**WHAT YOU SHOULD DO:** Scan the listing below for the word "page" and state how many lines hold it. Write nothing but the number.

**STORED DATA:**
........

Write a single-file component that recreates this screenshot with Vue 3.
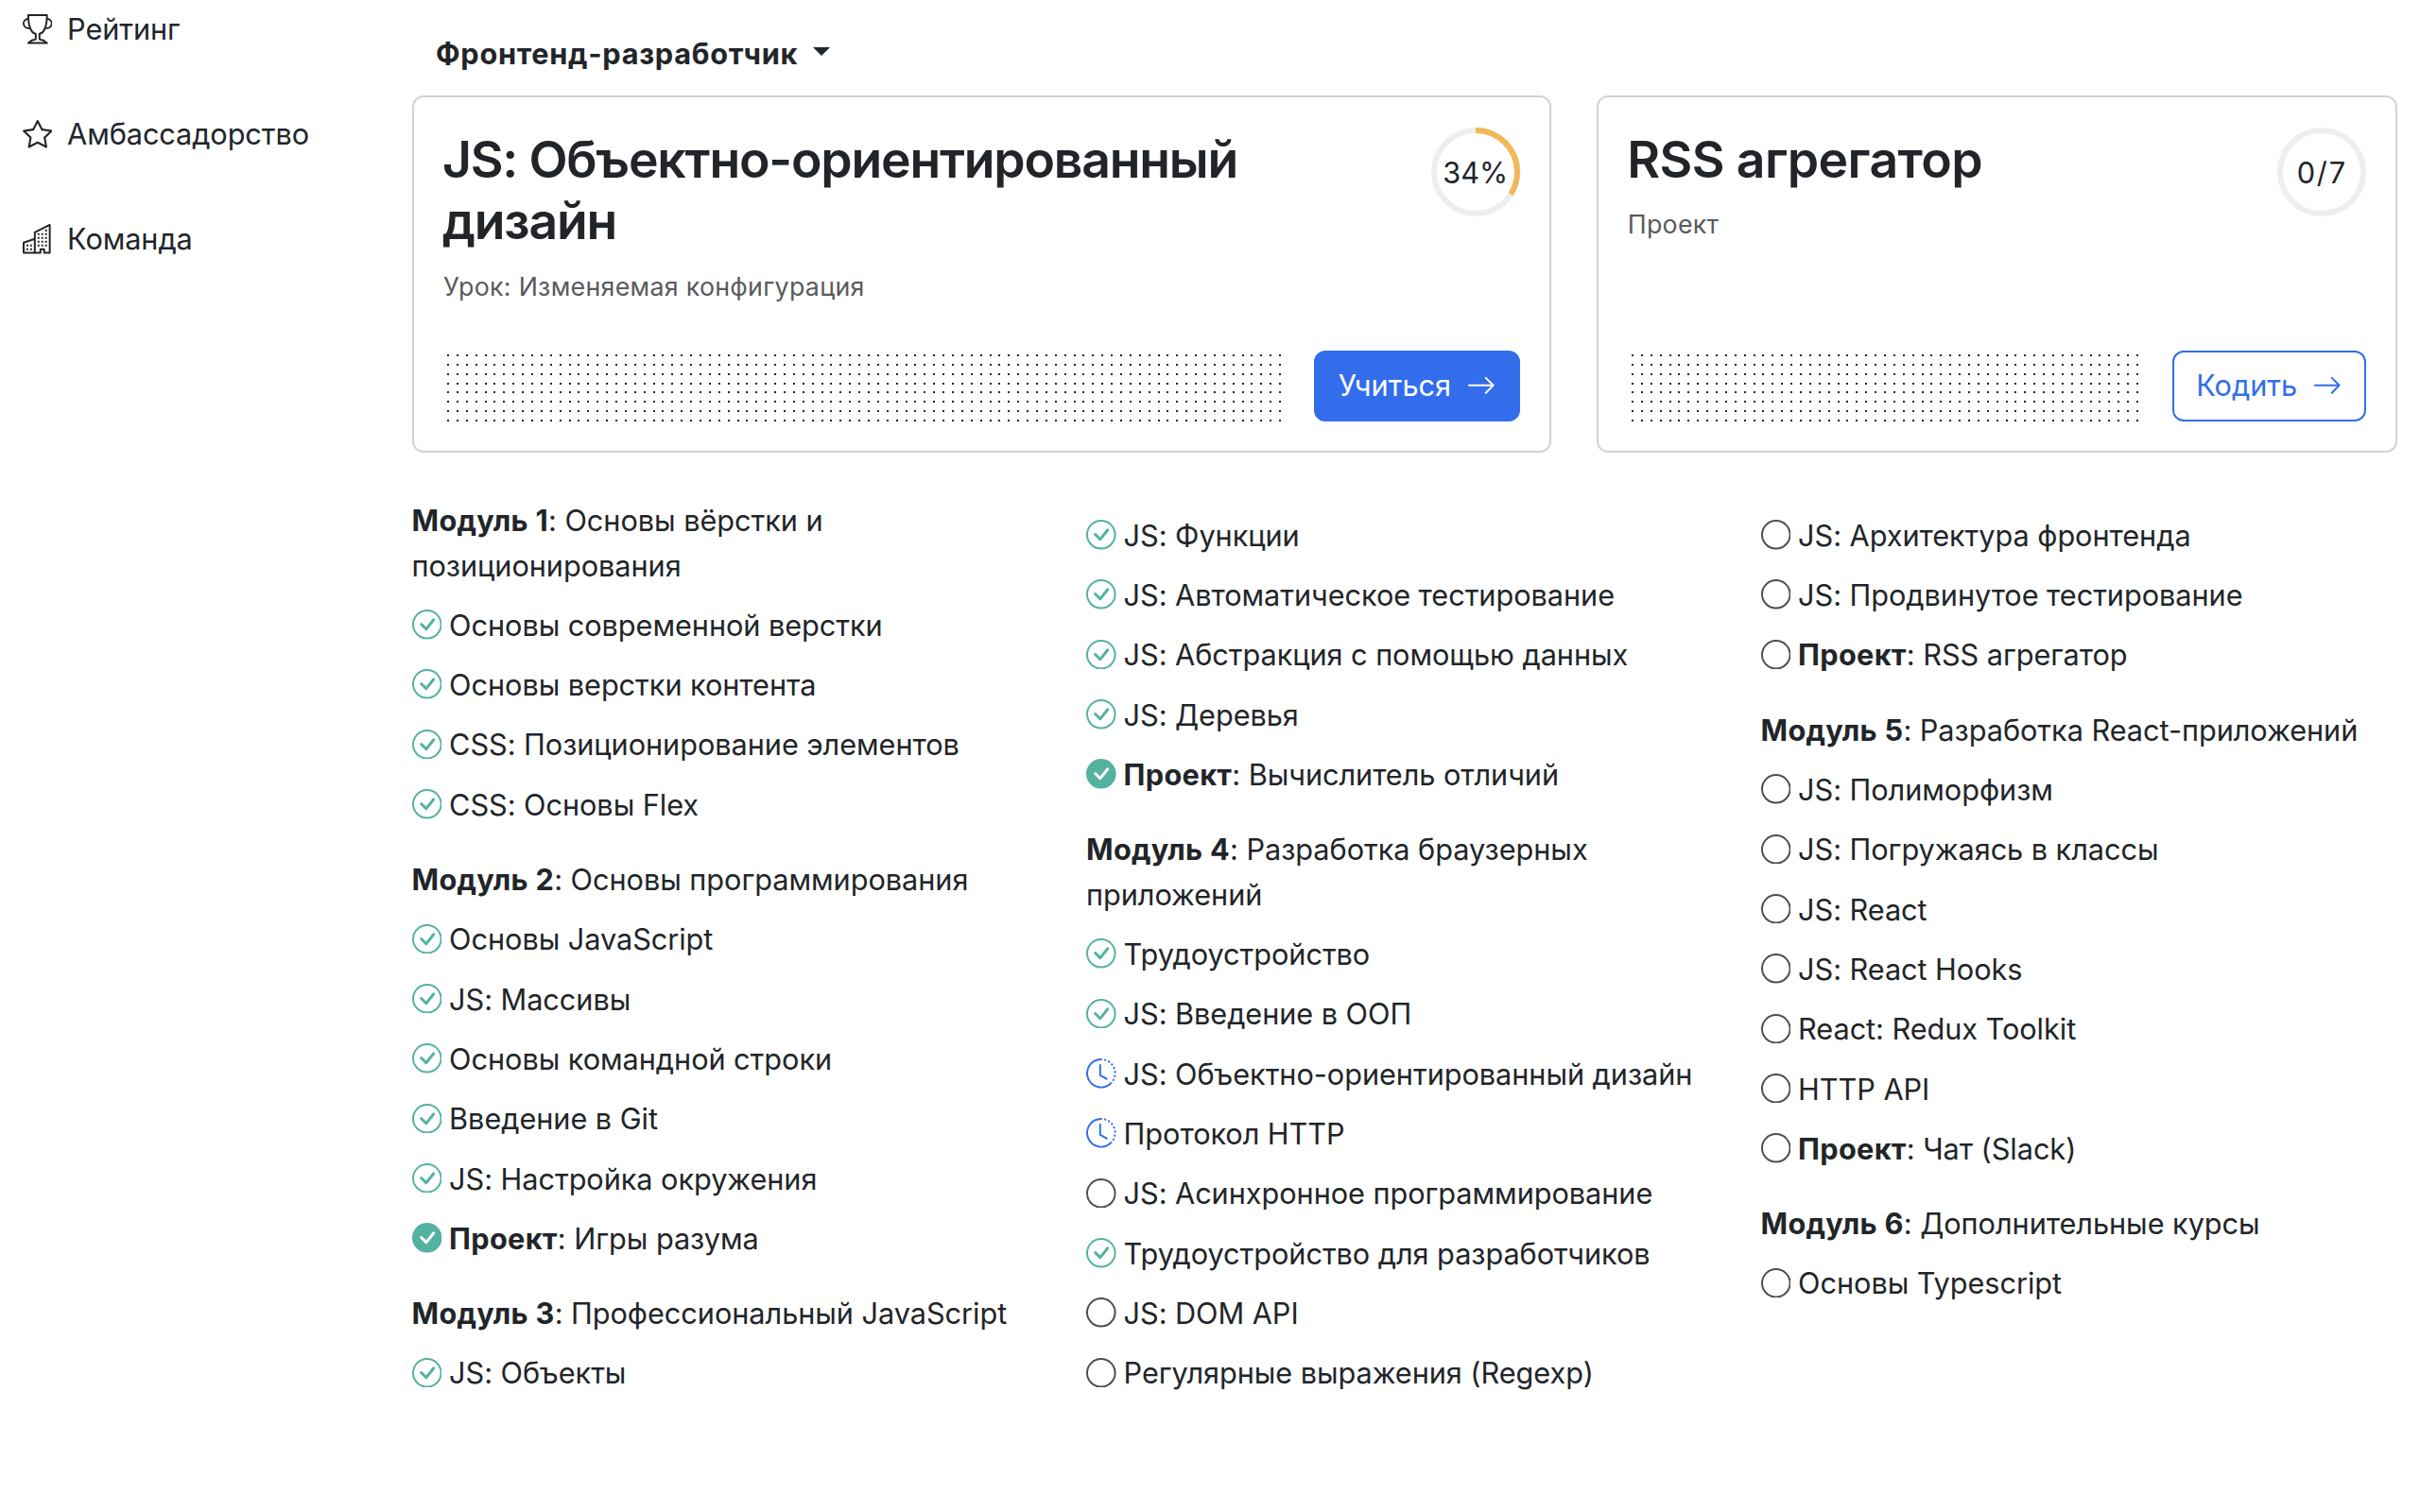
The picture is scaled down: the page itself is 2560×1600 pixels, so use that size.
<script setup>
const icons = {
  trophy: ['M2.5.5A.5.5 0 0 1 3 0h10a.5.5 0 0 1 .5.5q0 .807-.034 1.536a3 3 0 1 1-1.133 5.89c-.79 1.865-1.878 2.777-2.833 3.011v2.173l1.425.356c.194.048.377.135.537.255L13.3 15.1a.5.5 0 0 1-.3.9H3a.5.5 0 0 1-.3-.9l1.838-1.379c.16-.12.343-.207.537-.255L6.5 13.11v-2.173c-.955-.234-2.043-1.146-2.833-3.012a3 3 0 1 1-1.132-5.89A33 33 0 0 1 2.5.5m.099 2.54a2 2 0 0 0 .72 3.935c-.333-1.05-.588-2.346-.72-3.935m10.083 3.935a2 2 0 0 0 .72-3.935c-.133 1.59-.388 2.885-.72 3.935M3.504 1q.01.775.056 1.469c.13 2.028.457 3.546.87 4.667C5.294 9.48 6.484 10 7 10a.5.5 0 0 1 .5.5v2.61a1 1 0 0 1-.757.97l-1.426.356a.5.5 0 0 0-.179.085L4.5 15h7l-.638-.479a.5.5 0 0 0-.18-.085l-1.425-.356a1 1 0 0 1-.757-.97V10.5A.5.5 0 0 1 9 10c.516 0 1.706-.52 2.57-2.864.413-1.12.74-2.64.87-4.667q.045-.694.056-1.469z'],
  star: ['M2.866 14.85c-.078.444.36.791.746.593l4.39-2.256 4.389 2.256c.386.198.824-.149.746-.592l-.83-4.73 3.522-3.356c.33-.314.16-.888-.282-.95l-4.898-.696L8.465.792a.513.513 0 0 0-.927 0L5.354 5.12l-4.898.696c-.441.062-.612.636-.283.95l3.523 3.356-.83 4.73zm4.905-2.767-3.686 1.894.694-3.957a.56.56 0 0 0-.163-.505L1.71 6.745l4.052-.576a.53.53 0 0 0 .393-.288L8 2.223l1.847 3.658a.53.53 0 0 0 .393.288l4.052.575-2.906 2.77a.56.56 0 0 0-.163.506l.694 3.957-3.686-1.894a.5.5 0 0 0-.461 0z'],
  buildings: [
    'M14.763.075A.5.5 0 0 1 15 .5v15a.5.5 0 0 1-.5.5h-3a.5.5 0 0 1-.5-.5V14h-1v1.5a.5.5 0 0 1-.5.5h-9a.5.5 0 0 1-.5-.5V10a.5.5 0 0 1 .342-.474L6 7.64V4.5a.5.5 0 0 1 .276-.447l8-4a.5.5 0 0 1 .487.022M6 8.694 1 10.36V15h5zM7 15h2v-1.5a.5.5 0 0 1 .5-.5h2a.5.5 0 0 1 .5.5V15h2V1.309l-7 3.5z',
    'M2 11h1v1H2zm2 0h1v1H4zm-2 2h1v1H2zm2 0h1v1H4zm4-4h1v1H8zm2 0h1v1h-1zm-2 2h1v1H8zm2 0h1v1h-1zm2-2h1v1h-1zm0 2h1v1h-1zM8 7h1v1H8zm2 0h1v1h-1zm2 0h1v1h-1zM8 5h1v1H8zm2 0h1v1h-1zm2 0h1v1h-1zm0-2h1v1h-1z',
  ],
  arrow: ['M1 8a.5.5 0 0 1 .5-.5h11.793l-3.147-3.146a.5.5 0 0 1 .708-.708l4 4a.5.5 0 0 1 0 .708l-4 4a.5.5 0 0 1-.708-.708L13.293 8.5H1.5A.5.5 0 0 1 1 8'],
  done: [
    'M8 15A7 7 0 1 1 8 1a7 7 0 0 1 0 14m0 1A8 8 0 1 0 8 0a8 8 0 0 0 0 16',
    'm10.97 4.97-.02.022-3.473 4.425-2.093-2.094a.75.75 0 0 0-1.06 1.06L6.97 11.03a.75.75 0 0 0 1.079-.02l3.992-4.99a.75.75 0 0 0-1.071-1.05',
  ],
  full: ['M16 8A8 8 0 1 1 0 8a8 8 0 0 1 16 0m-3.97-3.03a.75.75 0 0 0-1.08.022L7.477 9.417 5.384 7.323a.75.75 0 0 0-1.06 1.06L6.97 11.03a.75.75 0 0 0 1.079-.02l3.992-4.99a.75.75 0 0 0-.01-1.05z'],
  progress: [
    'M8.515 1.019A7 7 0 0 0 8 1V0a8 8 0 0 1 .589.022zm2.004.45a7 7 0 0 0-.985-.299l.219-.976q.576.129 1.126.342zm1.37.71a7 7 0 0 0-.439-.27l.493-.87a8 8 0 0 1 .979.654l-.615.789a7 7 0 0 0-.418-.302zm1.834 1.79a7 7 0 0 0-.653-.796l.724-.69q.406.429.747.91zm.744 1.352a7 7 0 0 0-.214-.468l.893-.45a8 8 0 0 1 .45 1.088l-.95.313a7 7 0 0 0-.179-.483m.53 2.507a7 7 0 0 0-.1-1.025l.985-.17q.1.58.116 1.17zm-.131 1.538q.05-.254.081-.51l.993.123a8 8 0 0 1-.23 1.155l-.964-.267q.069-.247.12-.501m-.952 2.379q.276-.436.486-.908l.914.405q-.24.54-.555 1.038zm-.964 1.205q.183-.183.35-.378l.758.653a8 8 0 0 1-.401.432z',
    'M8 1a7 7 0 1 0 4.95 11.95l.707.707A8.001 8.001 0 1 1 8 0z',
    'M7.5 3a.5.5 0 0 1 .5.5v5.21l3.248 1.856a.5.5 0 0 1-.496.868l-3.5-2A.5.5 0 0 1 7 9V3.5a.5.5 0 0 1 .5-.5',
  ],
  todo: ['M8 15A7 7 0 1 1 8 1a7 7 0 0 1 0 14m0 1A8 8 0 1 0 8 0a8 8 0 0 0 0 16'],
}

const nav = [
  { icon: 'trophy', label: 'Рейтинг' },
  { icon: 'star', label: 'Амбассадорство' },
  { icon: 'buildings', label: 'Команда' },
]

const cards = [
  { kind: 'primary', title: 'JS: Объектно-ориентированный дизайн', note: 'Урок: Изменяемая конфигурация', badge: '34%', share: 0.34, action: 'Учиться', dots: 90 },
  { kind: 'outline', title: 'RSS агрегатор', note: 'Проект', badge: '0/7', share: 0, action: 'Кодить', dots: 55 },
]

const ringLength = 2 * Math.PI * 44

function dotPath(count) {
  let d = ''
  for (let row = 0; row < 8; row++) {
    for (let i = 0; i < count; i++) {
      d += `M${Math.round(i * 9.889)} ${Math.round(row * 9.87)}h2v2h-2z`
    }
  }
  return d
}

const columns = [
  [
    {
      name: 'Модуль 1', title: 'Основы вёрстки и позиционирования',
      items: [
        ['done', 'Основы современной верстки'],
        ['done', 'Основы верстки контента'],
        ['done', 'CSS: Позиционирование элементов'],
        ['done', 'CSS: Основы Flex'],
      ],
    },
    {
      name: 'Модуль 2', title: 'Основы программирования',
      items: [
        ['done', 'Основы JavaScript'],
        ['done', 'JS: Массивы'],
        ['done', 'Основы командной строки'],
        ['done', 'Введение в Git'],
        ['done', 'JS: Настройка окружения'],
        ['full', 'Игры разума', true],
      ],
    },
    {
      name: 'Модуль 3', title: 'Профессиональный JavaScript',
      items: [['done', 'JS: Объекты']],
    },
  ],
  [
    {
      items: [
        ['done', 'JS: Функции'],
        ['done', 'JS: Автоматическое тестирование'],
        ['done', 'JS: Абстракция с помощью данных'],
        ['done', 'JS: Деревья'],
        ['full', 'Вычислитель отличий', true],
      ],
    },
    {
      name: 'Модуль 4', title: 'Разработка браузерных приложений',
      items: [
        ['done', 'Трудоустройство'],
        ['done', 'JS: Введение в ООП'],
        ['progress', 'JS: Объектно-ориентированный дизайн'],
        ['progress', 'Протокол HTTP'],
        ['todo', 'JS: Асинхронное программирование'],
        ['done', 'Трудоустройство для разработчиков'],
        ['todo', 'JS: DOM API'],
        ['todo', 'Регулярные выражения (Regexp)'],
      ],
    },
  ],
  [
    {
      items: [
        ['todo', 'JS: Архитектура фронтенда'],
        ['todo', 'JS: Продвинутое тестирование'],
        ['todo', 'RSS агрегатор', true],
      ],
    },
    {
      name: 'Модуль 5', title: 'Разработка React-приложений',
      items: [
        ['todo', 'JS: Полиморфизм'],
        ['todo', 'JS: Погружаясь в классы'],
        ['todo', 'JS: React'],
        ['todo', 'JS: React Hooks'],
        ['todo', 'React: Redux Toolkit'],
        ['todo', 'HTTP API'],
        ['todo', 'Чат (Slack)', true],
      ],
    },
    {
      name: 'Модуль 6', title: 'Дополнительные курсы',
      items: [['todo', 'Основы Typescript']],
    },
  ],
]
</script>

<template>
  <div class="page">
    <nav class="sidebar">
      <a v-for="n in nav" :key="n.label" class="nav-link">
        <svg class="icon" viewBox="0 0 16 16"><path v-for="d in icons[n.icon]" :key="d" :d="d" /></svg>
        <span>{{ n.label }}</span>
      </a>
    </nav>
    <main class="content">
      <div class="profession"><span>Фронтенд-разработчик</span><i class="caret"></i></div>
      <section class="cards">
        <article v-for="c in cards" :key="c.title" class="card" :class="c.kind">
          <div class="card-head">
            <div class="card-text">
              <h2>{{ c.title }}</h2>
              <p>{{ c.note }}</p>
            </div>
            <div class="ring">
              <svg viewBox="0 0 94 94">
                <circle class="track" cx="47" cy="47" r="44" />
                <circle v-if="c.share" class="value" cx="47" cy="47" r="44" transform="rotate(-90 47 47)" :stroke-dasharray="`${ringLength * c.share} ${ringLength}`" />
              </svg>
              <span>{{ c.badge }}</span>
            </div>
          </div>
          <div class="card-foot">
            <svg class="dots" shape-rendering="crispEdges"><path :d="dotPath(c.dots)" /></svg>
            <a class="btn">
              <span>{{ c.action }}</span>
              <svg class="icon" viewBox="0 0 16 16"><path v-for="d in icons.arrow" :key="d" :d="d" /></svg>
            </a>
          </div>
        </article>
      </section>
      <section class="program">
        <div v-for="(col, ci) in columns" :key="ci" class="column">
          <div v-for="(m, mi) in col" :key="mi" class="module">
            <div v-if="m.name" class="module-title"><b>{{ m.name }}</b>: {{ m.title }}</div>
            <div v-for="it in m.items" :key="it[1]" class="item" :class="it[0]">
              <svg class="icon" viewBox="0 0 16 16"><path v-for="d in icons[it[0]]" :key="d" :d="d" /></svg>
              <span><template v-if="it[2]"><b>Проект</b>: </template>{{ it[1] }}</span>
            </div>
          </div>
        </div>
      </section>
    </main>
  </div>
</template>

<style>
body {
  margin: 0;
  background: #fff;
}
</style>

<style scoped>
.page {
  display: flex;
  width: 2560px;
  height: 1600px;
  overflow: hidden;
  box-sizing: border-box;
  font-family: Inter, "Noto Sans", sans-serif;
  font-size: 30.7px;
  line-height: 47.5px;
  color: #212529;
  background: #fff;
}
.icon {
  display: block;
  flex: none;
  width: 31.6px;
  height: 31.6px;
  fill: currentColor;
}
.sidebar {
  display: flex;
  flex-direction: column;
  flex: none;
  gap: 63.5px;
  width: 412px;
  padding: 7px 0 0 23.5px;
}
.nav-link {
  display: flex;
  align-items: center;
  gap: 16px;
  letter-spacing: -0.1px;
}
.content {
  width: 2100px;
}
.profession {
  display: flex;
  align-items: center;
  height: 47.5px;
  padding: 33px 0 20.5px 25.5px;
  font-weight: 700;
  letter-spacing: 0.7px;
}
.caret {
  margin: -4px 0 0 15.5px;
  border: 9px solid transparent;
  border-top-color: currentColor;
  border-bottom: 0;
}
.cards {
  display: flex;
  gap: 48px;
  margin-left: 0.5px;
}
.card {
  display: flex;
  flex-direction: column;
  justify-content: space-between;
  box-sizing: border-box;
  width: 1205px;
  height: 378px;
  padding: 31.5px 30.5px 31.5px 31.5px;
  border: 2px solid #d3d3d4;
  border-radius: 12px;
}
.card.outline {
  width: 847px;
}
.card-head {
  display: flex;
  justify-content: space-between;
}
.card-text {
  width: 900px;
  padding-top: 1.5px;
}
.outline .card-text {
  width: 600px;
}
h2 {
  margin: 0 0 16px -1.5px;
  font-size: 53.5px;
  line-height: 65.3px;
  font-weight: 600;
  letter-spacing: -1.22px;
}
.outline h2 {
  margin-left: -1px;
  letter-spacing: -0.6px;
}
p {
  margin: 0 0 0 -0.5px;
  font-size: 26.8px;
  line-height: 41px;
  letter-spacing: 0.27px;
  color: #595a5c;
}
.ring {
  display: grid;
  place-items: center;
  width: 94px;
  height: 94px;
  margin-right: 0.5px;
}
.ring > * {
  grid-area: 1 / 1;
}
.ring svg {
  width: 94px;
  height: 94px;
}
.ring span {
  padding-top: 2px;
}
.outline .ring span {
  padding-left: 1.5px;
  letter-spacing: 1.8px;
}
.ring circle {
  fill: none;
  stroke-width: 6;
}
.ring .track {
  stroke: #eee;
}
.ring .value {
  stroke: #f0b859;
}
.card-foot {
  display: flex;
  justify-content: space-between;
}
.dots {
  width: 890px;
  height: 71px;
  margin: 4px 0 0 3px;
  fill: #212529;
}
.outline .dots {
  width: 540px;
  margin-left: 4px;
}
.btn {
  display: flex;
  align-items: center;
  justify-content: center;
  gap: 16px;
  box-sizing: border-box;
  width: 218px;
  height: 75px;
  border: 2px solid #336dec;
  border-radius: 12px;
  color: #fff;
  background: #336dec;
}
.outline .btn {
  width: 205px;
  color: #336dec;
  background: #fff;
}
.program {
  display: flex;
  margin-top: 48px;
}
.column {
  width: 713.5px;
  flex: none;
}
.module {
  margin-bottom: 31.7px;
}
.module-title {
  width: 666px;
  letter-spacing: -0.05px;
}
.item {
  display: flex;
  align-items: center;
  gap: 8px;
  margin-top: 15.83px;
  white-space: nowrap;
  letter-spacing: -0.06px;
}
.item .icon {
  margin-top: -1.5px;
}
.item.done .icon,
.item.full .icon {
  color: #53b2a0;
}
.item.progress .icon {
  color: #336dec;
}
.item.todo .icon {
  color: #4c4d50;
}
b {
  font-weight: 700;
  letter-spacing: 0.3px;
}
</style>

........

**SOLUTION TO THIS EXERCISE:** 3